ECB and Cranfield University have launched new Guidelines for Rolling in Cricket. These can be downloaded below as a PDF:

Guidelines for Rolling in Cricket (2.7 MB)

These could save over 700,000 hours of cricket pitch preparation time across the UK through more effective use of rollers.

Guidelines For Rolling In Cricket

The guidelines are the result of four years of research by Cranfield’s Centre for Sports Surface Technology commissioned by the ECB, which aimed to develop a scientific understanding of the rolling of cricket pitches in order to optimise pitch preparation. The research marks a significant shift from current practice and understanding in cricket.

Chris Wood, ECB Pitches Consultant, said, “This is research that I’m pleased to say will go a long way to dispel the myths and legends and instil sound and economical rolling practices for the production of quality pitches across all levels of cricket.”

Working with ECB and the Institute of Groundsmanship (IOG), over 100 groundstaff across England and Wales were consulted throughout the research process to identify the scope for improvement. Results demonstrated that in first class cricket, the number of roller passes over the pitch ranges from 5 to 280, allowing plenty of scope for optimisation.

Dr Iain James, Senior Lecturer and Head of the Centre for Sports Surface Technology at Cranfield, said: “This research will lead to better pitches and more efficient pitch preparation.

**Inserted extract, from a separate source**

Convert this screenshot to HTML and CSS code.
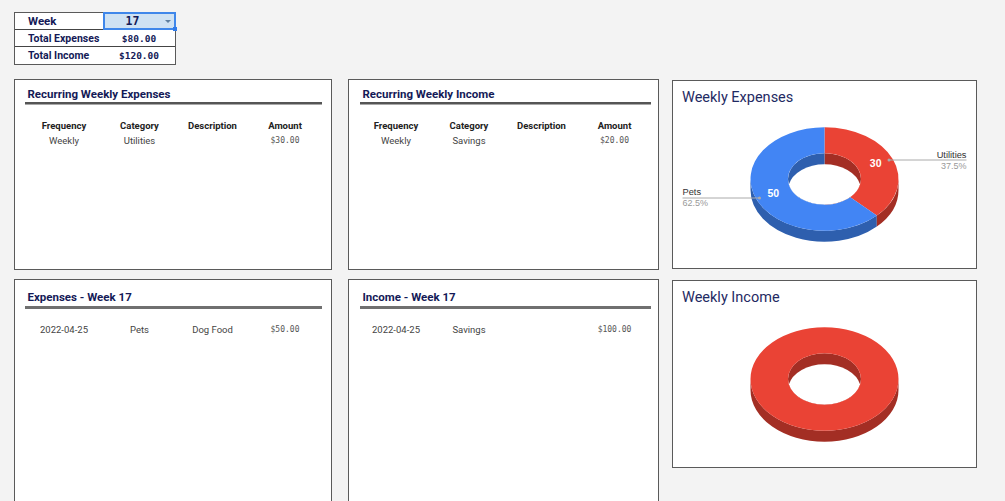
FILE: index.html
```html
<!DOCTYPE html>
<html lang="en">
<head>
<meta charset="utf-8">
<title>Weekly Budget</title>
<link rel="stylesheet" href="styles.css">
</head>
<body>
<main class="page">
  <section class="summary">
    <div class="summary-label summary-label-large">Week</div>
    <div class="summary-select"><span>17</span><i class="caret"></i><i class="handle"></i></div>
    <div class="summary-label">Total Expenses</div>
    <div class="summary-value">$80.00</div>
    <div class="summary-label">Total Income</div>
    <div class="summary-value">$120.00</div>
  </section>

  <section class="board">
    <article class="panel panel-left">
      <h2 class="panel-title">Recurring Weekly Expenses</h2>
      <div class="rule rule-double"></div>
      <div class="data data-left data-head"><b>Frequency</b><b>Category</b><b>Description</b><b>Amount</b></div>
      <div class="data data-left"><span>Weekly</span><span>Utilities</span><span></span><span class="money">$30.00</span></div>
    </article>
    <article class="panel panel-mid">
      <h2 class="panel-title">Recurring Weekly Income</h2>
      <div class="rule rule-double"></div>
      <div class="data data-mid data-head"><b>Frequency</b><b>Category</b><b>Description</b><b>Amount</b></div>
      <div class="data data-mid"><span>Weekly</span><span>Savings</span><span></span><span class="money">$20.00</span></div>
    </article>
    <article class="chart chart-top">
      <h2 class="chart-title">Weekly Expenses</h2>
      <svg class="chart-svg" viewBox="673 115 303 152" aria-label="Weekly Expenses donut chart">
        <path d="M750.5 179A74 51.7 0 0 0 876.8 215.6V226.6A74 51.7 0 0 1 750.5 190Z" fill="#2e5fae"/>
        <path d="M876.8 215.6A74 51.7 0 0 0 898.5 179V190A74 51.7 0 0 1 876.8 226.6Z" fill="#a32e24"/>
        <path d="M824.5 153.2A36.5 25.8 0 0 1 824.5 204.8Z" fill="#a32e24"/>
        <path d="M824.5 153.2A36.5 25.8 0 0 0 824.5 204.8Z" fill="#2e5fae"/>
        <path d="M788.84 184.5A36.5 25.8 0 0 1 860.16 184.5A36.5 25.8 0 0 1 788.84 184.5Z" fill="#fff"/>
        <path d="M824.5 127.3A74 51.7 0 0 1 876.8 215.6L850.3 197.2A36.5 25.8 0 0 0 824.5 153.2Z" fill="#ea4335"/>
        <path d="M824.5 127.3A74 51.7 0 1 0 876.8 215.6L850.3 197.2A36.5 25.8 0 1 1 824.5 153.2Z" fill="#4285f4"/>
        <path d="M889 160H966.5M682.5 198H759.5" stroke="#aaa" fill="none"/>
        <circle cx="889" cy="160" r="1.5" fill="#aaa"/>
        <circle cx="759.5" cy="198" r="1.5" fill="#aaa"/>
        <text class="slice-value" x="875.7" y="167">30</text>
        <text class="slice-value" x="773.3" y="197">50</text>
        <text class="legend-name legend-end" x="966.5" y="158">Utilities</text>
        <text class="legend-pct legend-end" x="966.5" y="168.5">37.5%</text>
        <text class="legend-name" x="682.5" y="195">Pets</text>
        <text class="legend-pct" x="682.5" y="206">62.5%</text>
      </svg>
    </article>

    <article class="panel panel-left panel-low">
      <h2 class="panel-title">Expenses - Week 17</h2>
      <div class="rule"></div>
      <div class="data data-left data-first"><span>2022-04-25</span><span>Pets</span><span>Dog Food</span><span class="money">$50.00</span></div>
    </article>
    <article class="panel panel-mid panel-low">
      <h2 class="panel-title">Income - Week 17</h2>
      <div class="rule"></div>
      <div class="data data-mid data-first"><span>2022-04-25</span><span>Savings</span><span></span><span class="money">$100.00</span></div>
    </article>
    <article class="chart chart-low">
      <h2 class="chart-title">Weekly Income</h2>
      <svg class="chart-svg" viewBox="673 115 303 152" aria-label="Weekly Income donut chart">
        <path d="M750.5 179A74 51.7 0 0 0 898.5 179V190A74 51.7 0 0 1 750.5 190Z" fill="#a32e24"/>
        <ellipse cx="824.5" cy="179" rx="36.5" ry="25.8" fill="#a32e24"/>
        <path d="M788.84 184.5A36.5 25.8 0 0 1 860.16 184.5A36.5 25.8 0 0 1 788.84 184.5Z" fill="#fff"/>
        <path fill-rule="evenodd" d="M750.5 179A74 51.7 0 0 1 898.5 179A74 51.7 0 0 1 750.5 179ZM788 179A36.5 25.8 0 0 0 861 179A36.5 25.8 0 0 0 788 179Z" fill="#ea4335"/>
      </svg>
    </article>
  </section>
</main>
</body>
</html>
```

FILE: styles.css
```css
* {
  box-sizing: border-box;
}

html,
body {
  margin: 0;
  height: 501px;
  overflow: hidden;
  background: #f3f3f3;
}

body {
  font-family: Roboto, "Liberation Sans", sans-serif;
  color: #333;
}

.page {
  padding: 12px 0 0 14px;
}

.summary {
  display: grid;
  grid-template-columns: 88px 72px;
  grid-template-rows: 17px 17px 17px;
  width: 162px;
  height: 53px;
  background: #fff;
  border: 1px solid #5a5a5a;
}

.summary-label,
.summary-value,
.summary-select {
  display: flex;
  align-items: center;
  color: #141a57;
  border-bottom: 1px solid #444;
}

.summary > :nth-last-child(-n + 2) {
  border-bottom: 0;
}

.summary-label {
  padding-left: 13px;
  font-size: 10.5px;
  font-weight: 700;
}

.summary-label-large {
  font-size: 11.5px;
}

.summary-value,
.summary-select {
  justify-content: center;
  font-family: "DejaVu Sans Mono", monospace;
  font-size: 9.5px;
  font-weight: 700;
}

.summary-select {
  position: relative;
  margin: -1px -1px 0 0;
  padding-right: 14px;
  height: 18px;
  background: #cfe2f3;
  border: 2px solid #3f87ea;
  font-size: 11.5px;
}

.caret {
  position: absolute;
  right: 3px;
  top: 6px;
  border: 3px solid transparent;
  border-top: 3px solid #5f7f9f;
  border-bottom: 0;
}

.handle {
  position: absolute;
  right: -2.5px;
  bottom: -3px;
  width: 4px;
  height: 4px;
  background: #2f7bea;
}

.board {
  display: grid;
  grid-template-columns: 318px 314px 305px;
  grid-template-rows: 191px 240px;
  column-gap: 13px;
  row-gap: 9px;
  margin-top: 14px;
}

.panel {
  background: #fff;
  border: 1px solid #5a5a5a;
  padding-top: 6px;
}

.panel-left {
  padding-left: 9.5px;
  padding-right: 9px;
}

.panel-mid {
  margin-left: 3px;
  padding-left: 10.5px;
  padding-right: 7px;
}

.panel-low {
  padding-top: 9px;
}

.panel-title {
  margin: 0;
  padding-left: 3px;
  height: 16px;
  line-height: 16px;
  font-size: 11.5px;
  font-weight: 700;
  color: #141a57;
}

.rule {
  height: 3px;
  background: #707070;
  margin-top: 1px;
}

.rule-double {
  border-top: 2px solid #555;
  background: #a8a8a8;
  margin-top: 0;
  margin-bottom: 1px;
  height: 3px;
}

.data {
  display: grid;
  height: 15px;
  align-items: center;
  text-align: center;
  font-size: 9.5px;
  line-height: 15px;
  color: #444;
}

.data b {
  color: #222;
  font-weight: 700;
}

.data-head {
  margin-top: 13px;
}

.data-first {
  margin-top: 13px;
}

.data-left {
  grid-template-columns: 79px 72px 74px 71px;
}

.data-mid {
  grid-template-columns: 73px 73px 72px 74px;
}

.money {
  font-family: "DejaVu Sans Mono", monospace;
  font-size: 8px;
  color: #555;
}

.chart {
  background: #fff;
  border: 1px solid #5a5a5a;
}

.chart-top {
  margin-top: 1px;
  height: 189px;
}

.chart-low {
  margin-top: 1px;
  height: 188px;
}

.chart-title {
  margin: 0;
  padding: 8px 0 0 9px;
  height: 34px;
  font-size: 14.5px;
  line-height: 18px;
  font-weight: 400;
  color: #1f2a63;
}

.chart-svg {
  display: block;
  width: 303px;
  height: 152px;
}

.slice-value {
  font-family: "Liberation Sans", sans-serif;
  font-size: 10.5px;
  font-weight: 700;
  fill: #fff;
  text-anchor: middle;
}

.legend-name {
  font-family: "Liberation Sans", sans-serif;
  font-size: 9.25px;
  fill: #333;
}

.legend-pct {
  font-family: "Liberation Sans", sans-serif;
  font-size: 9px;
  fill: #999;
}

.legend-end {
  text-anchor: end;
}
```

We calculated that if all clubs in England and Wales were to target their rolling using these guidelines, the reduction in rolling time with save a total of over 700,000 hours of rolling per year and reduce the carbon footprint of cricket by an equivalent of a small housing estate. In addition, there will be cost savings in terms of fuel.”

The guidelines, aimed at both professional and volunteer groundstaff, are also available to download from the Cranfield website at - where you will also find further information on the research project]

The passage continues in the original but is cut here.